What is required
Please, without the pictures, retype exactly the lines from the start of the material through the line that holds "</record-list>".

Supplied material
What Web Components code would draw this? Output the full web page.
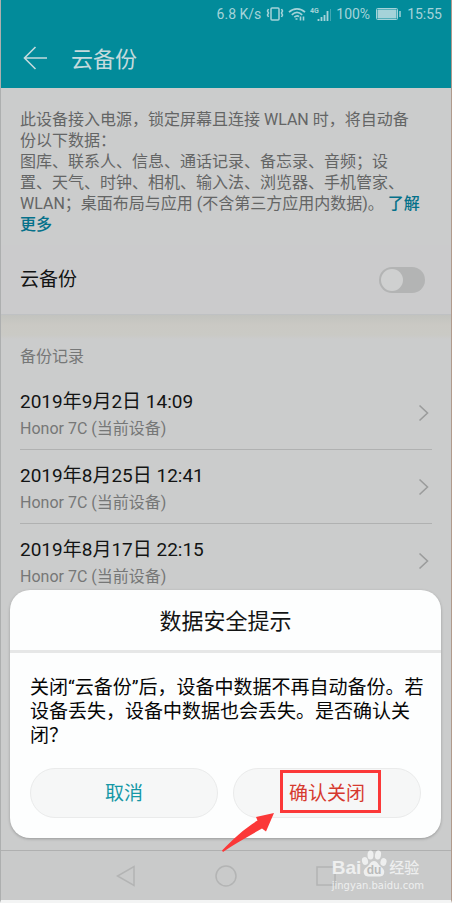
<!DOCTYPE html>
<html lang="zh-CN">
<head>
<meta charset="utf-8">
<meta name="viewport" content="width=device-width, initial-scale=1">
<title>云备份</title>
<style>
  body {
    margin: 0;
    background: #f3f4f4;
    font-family: Roboto, "Noto Sans CJK SC", sans-serif;
  }
</style>
</head>
<body>

<phone-screen>
  <status-bar slot="top"></status-bar>
  <app-bar slot="top">云备份</app-bar>

  <backup-info>
    此设备接入电源，锁定屏幕且连接 WLAN 时，将自动备<br>份以下数据：<br>图库、联系人、信息、通话记录、备忘录、音频；设<br>置、天气、时钟、相机、输入法、浏览器、手机管家、<br>WLAN；桌面布局与应用 (不含第三方应用内数据)。 <a href="#more">了解<br>更多</a>
  </backup-info>
  <switch-row>云备份</switch-row>
  <record-list>
    <span slot="title">备份记录</span>
    <record-row>2019年9月2日 14:09<span slot="device">Honor 7C (当前设备)</span></record-row>
    <record-row>2019年8月25日 12:41<span slot="device">Honor 7C (当前设备)</span></record-row>
    <record-row>2019年8月17日 22:15<span slot="device">Honor 7C (当前设备)</span></record-row>
  </record-list>

  <bottom-dialog slot="overlay">
    <span slot="title">数据安全提示</span>
    关闭“云备份”后，设备中数据不再自动备份。若<br>设备丢失，设备中数据也会丢失。是否确认关<br>闭？
    <dialog-button slot="actions">取消</dialog-button>
    <dialog-button slot="actions" danger marked>确认关闭</dialog-button>
  </bottom-dialog>
  <nav-bar slot="bottom"></nav-bar>
  <water-mark slot="overlay"></water-mark>
</phone-screen>

<script>
  (function (customElements) {
    'use strict';

    // Registers an element that only needs markup and styles
    function define(name, html) {
      customElements.define(name, class extends HTMLElement {
        constructor() {
          super();
          this.attachShadow({mode: 'open'}).innerHTML = html;
        }
      });
    }

    define('phone-screen', `
      <style>
        :host {
          display: flex;
          flex-direction: column;
          position: relative;
          box-sizing: border-box;
          min-height: 100vh;
          border-left: 1px solid #adafaf;
          border-right: 1px solid #b09a8c;
          border-bottom: 3px solid #f3f4f4;
          background: #cbcccc;
        }
        main { flex: 1; height: 0; overflow: hidden; }
      </style>
      <slot name="top"></slot>
      <main><slot></slot></main>
      <slot name="bottom"></slot>
      <slot name="overlay"></slot>
    `);

    define('status-bar', `
      <style>
        :host {
          display: flex;
          align-items: center;
          justify-content: flex-end;
          gap: 4px;
          height: 28px;
          padding-right: 9px;
          background: #028b9a;
          color: #a5d3d9;
          font-size: 14px;
          line-height: 20px;
        }
        svg { display: block; fill: none; stroke: currentColor; }
        .battery { margin: 0 2px; }
        .rate { margin-right: 1px; }
      </style>
      <span class="rate">6.8 K/s</span>
      <svg width="18" height="14" viewBox="0 0 18 14" stroke-width="1.5">
        <rect x="5" y="1" width="8" height="12" rx="1"/>
        <path d="M2.500 2l-1 2 1 2-1 2 1 2M15.500 2l1 2-1 2 1 2-1 2" stroke-width="1.600"/>
      </svg>
      <svg width="18" height="14" viewBox="0 0 18 14" stroke-width="1.700">
        <path d="M1 5.200C5.500 0.700 12.500 0.700 17 5.200M3.800 7.800C7 4.800 11 4.800 14.200 7.800M6.300 10.200C8 8.700 10 8.700 11 9.500"/>
        <path d="M7.500 12h2M12.500 9.500v4M15.500 9.500v4" stroke-width="1.600"/>
      </svg>
      <svg width="22" height="16" viewBox="0 0 22 16">
        <text x="0" y="7" font-size="7" font-weight="700" fill="currentColor" stroke="none">4G</text>
        <path d="M8.500 15v-2M11.500 15v-4M14.500 15v-6M17.500 15V5" stroke-width="1.800"/>
        <path d="M20.500 15V3" stroke-width="1" opacity=".4"/>
      </svg>
      <span>100%</span>
      <svg class="battery" width="25" height="12" viewBox="0 0 25 12">
        <rect x=".5" y=".5" width="21" height="11" rx="1"/>
        <rect x="1.500" y="1.500" width="19" height="9" fill="currentColor" stroke="none"/>
        <path d="M24 3v6" stroke-width="1.500"/>
      </svg>
      <span>15:55</span>
    `);

    define('app-bar', `
      <style>
        :host {
          display: flex;
          align-items: center;
          gap: 23px;
          height: 60px;
          padding-left: 22px;
          background: #028b9a;
          color: #c4dadd;
        }
        button { padding: 0; border: 0; background: none; color: inherit; }
        svg { display: block; }
        h1 { margin: 0; padding-top: 3px; font-size: 22px; line-height: 30px; font-weight: 400; }
      </style>
      <button aria-label="返回">
        <svg width="25" height="24" viewBox="0 0 25 24" fill="none" stroke="currentColor" stroke-width="1.600">
          <path d="M24 12H2M12.500 1L1.500 12l11 11"/>
        </svg>
      </button>
      <h1><slot></slot></h1>
    `);

    define('backup-info', `
      <style>
        :host {
          display: block;
          padding: 21px 19px 10px;
          color: #646565;
          font-size: 16px;
          line-height: 21px;
          white-space: nowrap;
        }
        ::slotted(a) { color: #05718a; text-decoration: none; font-weight: 500; }
      </style>
      <slot></slot>
    `);

    define('switch-row', `
      <style>
        :host {
          display: block;
          padding: 14px 26px 13px 19px;
          background: #cbcbcc;
        }
        label {
          display: flex;
          align-items: center;
          justify-content: space-between;
          color: #131414;
          font-size: 19px;
          line-height: 42px;
        }
        input {
          appearance: none;
          box-sizing: border-box;
          width: 46px;
          height: 26px;
          margin: 0;
          padding: 2px;
          border-radius: 13px;
          background: #b3b4b4;
        }
        input::before {
          content: "";
          display: block;
          width: 22px;
          height: 22px;
          border-radius: 50%;
          background: #cfd0d0;
        }
        input:checked::before { margin-left: auto; }
      </style>
      <label><slot></slot><input type="checkbox" role="switch"></label>
    `);

    define('record-list', `
      <style>
        :host {
          display: block;
          padding: 0 19px;
          border-top: 1px solid #bfc1c3;
          background: linear-gradient(#c2c3bf, #cac9c4 10px, #cacac5 20px, #cbcccc 24px);
        }
        h2 {
          margin: 0;
          padding: 29px 0 6px;
          color: #767777;
          font-size: 16px;
          line-height: 26px;
          font-weight: 400;
        }
      </style>
      <h2><slot name="title"></slot></h2>
      <slot></slot>
    `);

    define('record-row', `
      <style>
        :host {
          display: flex;
          align-items: center;
          justify-content: space-between;
          padding: 13px 3px 6px 0;
          border-bottom: 1px solid #b0b1b1;
        }
        .date { color: #131414; font-size: 19px; line-height: 26px; }
        .device { color: #767777; font-size: 16px; line-height: 28px; }
        svg { display: block; margin-bottom: 6px; }
      </style>
      <div>
        <div class="date"><slot></slot></div>
        <div class="device"><slot name="device"></slot></div>
      </div>
      <svg width="11" height="18" viewBox="0 0 11 18" fill="none" stroke="#9b9c9c" stroke-width="1.600">
        <path d="M1.500 1.500L9.500 9l-8 7.500"/>
      </svg>
    `);

    define('bottom-dialog', `
      <style>
        :host {
          display: block;
          position: absolute;
          left: 9px;
          right: 10px;
          bottom: 62px;
          border-radius: 20px;
          background: #fdfefe;
          box-shadow: 0 1px 3px rgba(0, 0, 0, .25);
        }
        h2 {
          margin: 0;
          padding-top: 4px;
          border-bottom: 3px solid #e6e7e7;
          color: #131414;
          font-size: 22px;
          line-height: 56px;
          font-weight: 400;
          text-align: center;
        }
        .text {
          padding: 23px 20px 20px;
          color: #060606;
          font-size: 19px;
          line-height: 24px;
          white-space: nowrap;
        }
        .actions { display: flex; gap: 15px; padding: 0 20px 20px; }
      </style>
      <section role="dialog" aria-labelledby="title">
        <h2 id="title"><slot name="title"></slot></h2>
        <div class="text"><slot></slot></div>
        <div class="actions"><slot name="actions"></slot></div>
      </section>
    `);

    define('dialog-button', `
      <style>
        :host { display: block; flex: 1; position: relative; }
        button {
          display: block;
          box-sizing: border-box;
          width: 100%;
          height: 50px;
          padding: 0 0 3px;
          border: 1px solid #eaebeb;
          border-radius: 25px;
          background: #f6f7f7;
          color: #1598a6;
          font: inherit;
          font-size: 19px;
        }
        :host([danger]) button { color: #d6392f; }
        /* red frame and arrow pointing at the button */
        .mark, .arrow { display: none; }
        :host([marked]) .mark {
          display: block;
          position: absolute;
          top: 2px;
          left: 47px;
          right: 40px;
          height: 37px;
          border: 3px solid #fb3838;
          pointer-events: none;
        }
        :host([marked]) .arrow {
          display: block;
          position: absolute;
          top: 44px;
          left: -12px;
          z-index: 1;
        }
      </style>
      <button><slot></slot></button>
      <span class="mark"></span>
      <svg class="arrow" width="54" height="41" viewBox="0 0 54 41" fill="#fb3838">
        <path d="M53 1L35 5l1.500 3.500C24 16 12 27 1 38.500l1 1.500C15 31 28 24 41 16.500l4 3z"/>
      </svg>
    `);

    define('nav-bar', `
      <style>
        :host {
          display: flex;
          align-items: center;
          justify-content: center;
          gap: 76px;
          height: 49px;
          border-top: 1px solid #afb0b0;
          background: #c9caca;
        }
        button { padding: 0; border: 0; background: none; }
        svg { display: block; fill: none; stroke: #b3b4b4; stroke-width: 1.5; }
      </style>
      <button aria-label="返回"><svg width="24" height="24" viewBox="0 0 24 24"><path d="M20 2.500v19L3.500 12z"/></svg></button>
      <button aria-label="主页"><svg width="24" height="24" viewBox="0 0 24 24"><circle cx="12" cy="12" r="10"/></svg></button>
      <button aria-label="最近任务"><svg width="24" height="24" viewBox="0 0 24 24"><rect x="3" y="3" width="18" height="18"/></svg></button>
    `);

    define('water-mark', `
      <style>
        :host {
          display: block;
          position: absolute;
          right: 27px;
          bottom: 8px;
          color: #eeefef;
          pointer-events: none;
        }
        .brand { display: flex; align-items: flex-end; height: 30px; }
        .bai { font: 700 19px/24px "Liberation Sans", sans-serif; }
        .name { margin-left: 2px; font-size: 15px; line-height: 24px; font-weight: 500; }
        .url { font: 10px/12px "DejaVu Sans", sans-serif; }
        svg { display: block; }
      </style>
      <div class="brand">
        <span class="bai">Bai</span>
        <svg width="26" height="30" viewBox="0 0 26 30" fill="currentColor">
          <ellipse cx="4" cy="11" rx="3" ry="4" transform="rotate(-15 4 11)"/>
          <ellipse cx="9.500" cy="5" rx="3" ry="4.500"/>
          <ellipse cx="17" cy="5" rx="3" ry="4.500" transform="rotate(10 17 5)"/>
          <ellipse cx="22.500" cy="12" rx="3" ry="4" transform="rotate(15 22.500 12)"/>
          <path d="M13 11c3 0 4 3 6 5 3 2.500 5 4 4 7.500-1 3.500-4 3-10 3s-9 .5-10-3c-1-3.500 1-5 4-7.500 2-2 3-5 6-5z"/>
          <text x="13" y="24" text-anchor="middle" font-family="Liberation Sans" font-size="12" font-weight="700" fill="#b9baba">du</text>
        </svg>
        <span class="name">经验</span>
      </div>
      <div class="url">jingyan.baidu.com</div>
    `);
  })(window.customElements);
</script>
</body>
</html>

Response to this exercise
What Web Components code would draw this? Output the full web page.
<!DOCTYPE html>
<html lang="zh-CN">
<head>
<meta charset="utf-8">
<meta name="viewport" content="width=device-width, initial-scale=1">
<title>云备份</title>
<style>
  body {
    margin: 0;
    background: #f3f4f4;
    font-family: Roboto, "Noto Sans CJK SC", sans-serif;
  }
</style>
</head>
<body>

<phone-screen>
  <status-bar slot="top"></status-bar>
  <app-bar slot="top">云备份</app-bar>

  <backup-info>
    此设备接入电源，锁定屏幕且连接 WLAN 时，将自动备<br>份以下数据：<br>图库、联系人、信息、通话记录、备忘录、音频；设<br>置、天气、时钟、相机、输入法、浏览器、手机管家、<br>WLAN；桌面布局与应用 (不含第三方应用内数据)。 <a href="#more">了解<br>更多</a>
  </backup-info>
  <switch-row>云备份</switch-row>
  <record-list>
    <span slot="title">备份记录</span>
    <record-row>2019年9月2日 14:09<span slot="device">Honor 7C (当前设备)</span></record-row>
    <record-row>2019年8月25日 12:41<span slot="device">Honor 7C (当前设备)</span></record-row>
    <record-row>2019年8月17日 22:15<span slot="device">Honor 7C (当前设备)</span></record-row>
  </record-list>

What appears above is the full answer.